И лейтмотивом проходит фраза из моей любимой сказки «Синяя Борода»: «Soeur Anna, soeur Anna, ne vois tu rien venir?»
По мере погружения в блокаду дневники становятся все более захватывающими и в них появляется настоящая поэзия, которую прежде Шапорина не видела нигде.
Запись от 25 января фиксирует температуру в 36 градусов мороза. Совпадение исторического и природного катаклизма. Была ли в истории города более холодная зима? «Сейчас, когда все инстинкты обнажились, город замерз, окаменел, с презреньем стал призраком, чернь осталась без воды, огня, света, хлеба, со своими мертвецами.
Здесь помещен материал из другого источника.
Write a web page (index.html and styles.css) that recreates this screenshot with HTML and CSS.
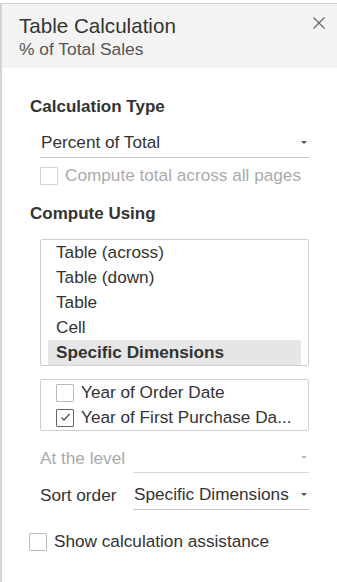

И смерть повсюду».
А вот грандиозное описание блокадной бани – вразрез со всеми описаниями, которые я читала и слышала: «Странное ощущение производит это обилие голых, сухих, поджарых тел в банном тумане. Зрелище более приятное, чем прежние отвислые жирные животы, зады и груди»… А все остальные описывали ужас от скопления бесполых скелетов. Но я с Шапориной согласна. Ничего нет ужасней жирных красных мясных тел в бане. С таким же брезгливым омерзением она пишет про лица, которые бывают теперь в складку и без складок. А «складки какие-то собачьи от носа вокруг рта».
Запись от 2 октября 1942 года: «Мы покрылись корой; инстинкт самосохранения создал этот панцирь над нашими нервами, т. к. иначе пришлось бы сойти с ума».
Идет к знакомой и думает, что делать, если та умерла: «Прежде всего, съем хлеб. Да, жадно съем ее хлеб и потом уже буду думать об умершей. Ужасно». «Когда я разбирала ее вещи, я поймала себя на воровских мыслях, причем мыслях абсолютно платонических».
В 43-м году пишет: «Я заметила – никогда так остро люди не воспринимали природу, как в блокаду». «На улицах нет человеческого муравейника, архитектура и природа выступают на первый план». «Красота удивительная. Дома как бы настороженные. Раны какие-то гордые. Город имеет непреклонный вид, как и в ту страшную зиму. Он подтянулся. Не сам город – жители». «Самое характерное в Петербурге – это его гордость». «После всех ужасов блокады душа была потрясена до основания божественной гармонией природы».